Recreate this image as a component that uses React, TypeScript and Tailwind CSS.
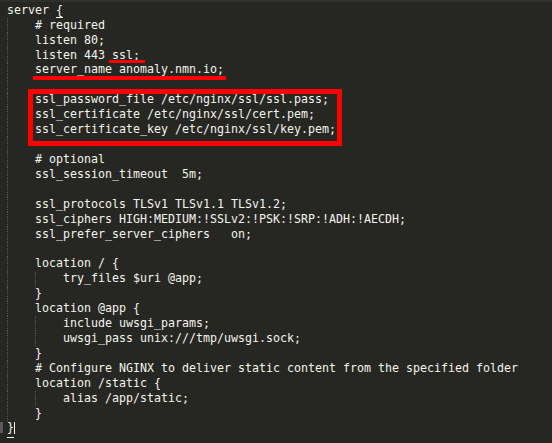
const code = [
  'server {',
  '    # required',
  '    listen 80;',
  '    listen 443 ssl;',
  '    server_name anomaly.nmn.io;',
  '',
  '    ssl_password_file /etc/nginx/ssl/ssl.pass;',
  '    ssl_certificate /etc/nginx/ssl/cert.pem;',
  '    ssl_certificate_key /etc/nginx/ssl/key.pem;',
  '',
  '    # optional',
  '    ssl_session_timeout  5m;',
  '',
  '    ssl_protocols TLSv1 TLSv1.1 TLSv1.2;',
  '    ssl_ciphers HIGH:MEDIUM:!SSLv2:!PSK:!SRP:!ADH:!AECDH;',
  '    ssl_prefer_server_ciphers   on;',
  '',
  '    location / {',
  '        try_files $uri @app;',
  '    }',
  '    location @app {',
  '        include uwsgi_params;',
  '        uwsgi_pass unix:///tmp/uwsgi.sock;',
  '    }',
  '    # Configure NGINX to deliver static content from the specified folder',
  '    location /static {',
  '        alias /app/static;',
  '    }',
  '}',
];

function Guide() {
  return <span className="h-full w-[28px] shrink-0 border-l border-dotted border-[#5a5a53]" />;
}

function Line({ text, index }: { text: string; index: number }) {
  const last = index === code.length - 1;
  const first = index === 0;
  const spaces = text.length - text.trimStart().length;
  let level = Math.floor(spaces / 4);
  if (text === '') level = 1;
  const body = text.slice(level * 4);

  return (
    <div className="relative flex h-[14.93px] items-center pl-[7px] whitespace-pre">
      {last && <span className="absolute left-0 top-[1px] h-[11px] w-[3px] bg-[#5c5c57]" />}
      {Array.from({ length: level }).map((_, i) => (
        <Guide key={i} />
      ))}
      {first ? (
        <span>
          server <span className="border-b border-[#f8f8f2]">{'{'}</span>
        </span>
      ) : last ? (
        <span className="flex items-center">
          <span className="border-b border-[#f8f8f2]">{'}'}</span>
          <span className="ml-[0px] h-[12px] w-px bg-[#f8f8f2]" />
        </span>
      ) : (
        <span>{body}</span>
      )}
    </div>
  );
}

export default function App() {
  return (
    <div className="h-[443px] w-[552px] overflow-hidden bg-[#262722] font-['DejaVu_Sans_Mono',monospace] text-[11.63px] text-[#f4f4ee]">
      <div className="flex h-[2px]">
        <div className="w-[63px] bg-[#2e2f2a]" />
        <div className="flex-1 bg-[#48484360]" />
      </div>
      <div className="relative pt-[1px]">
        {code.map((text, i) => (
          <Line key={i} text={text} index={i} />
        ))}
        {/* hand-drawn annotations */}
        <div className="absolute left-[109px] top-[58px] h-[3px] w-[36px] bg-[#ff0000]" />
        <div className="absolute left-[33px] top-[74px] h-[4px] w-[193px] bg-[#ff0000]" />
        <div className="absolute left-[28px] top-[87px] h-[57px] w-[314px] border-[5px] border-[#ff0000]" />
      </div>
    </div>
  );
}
- - - - - - -
Everything from the first line of the listing above through the line that contains "const body = text.slice(level * 4);" is to be restated word for word, minus the pictures.

Recreate this image as a component that uses React, TypeScript and Tailwind CSS.
const code = [
  'server {',
  '    # required',
  '    listen 80;',
  '    listen 443 ssl;',
  '    server_name anomaly.nmn.io;',
  '',
  '    ssl_password_file /etc/nginx/ssl/ssl.pass;',
  '    ssl_certificate /etc/nginx/ssl/cert.pem;',
  '    ssl_certificate_key /etc/nginx/ssl/key.pem;',
  '',
  '    # optional',
  '    ssl_session_timeout  5m;',
  '',
  '    ssl_protocols TLSv1 TLSv1.1 TLSv1.2;',
  '    ssl_ciphers HIGH:MEDIUM:!SSLv2:!PSK:!SRP:!ADH:!AECDH;',
  '    ssl_prefer_server_ciphers   on;',
  '',
  '    location / {',
  '        try_files $uri @app;',
  '    }',
  '    location @app {',
  '        include uwsgi_params;',
  '        uwsgi_pass unix:///tmp/uwsgi.sock;',
  '    }',
  '    # Configure NGINX to deliver static content from the specified folder',
  '    location /static {',
  '        alias /app/static;',
  '    }',
  '}',
];

function Guide() {
  return <span className="h-full w-[28px] shrink-0 border-l border-dotted border-[#5a5a53]" />;
}

function Line({ text, index }: { text: string; index: number }) {
  const last = index === code.length - 1;
  const first = index === 0;
  const spaces = text.length - text.trimStart().length;
  let level = Math.floor(spaces / 4);
  if (text === '') level = 1;
  const body = text.slice(level * 4);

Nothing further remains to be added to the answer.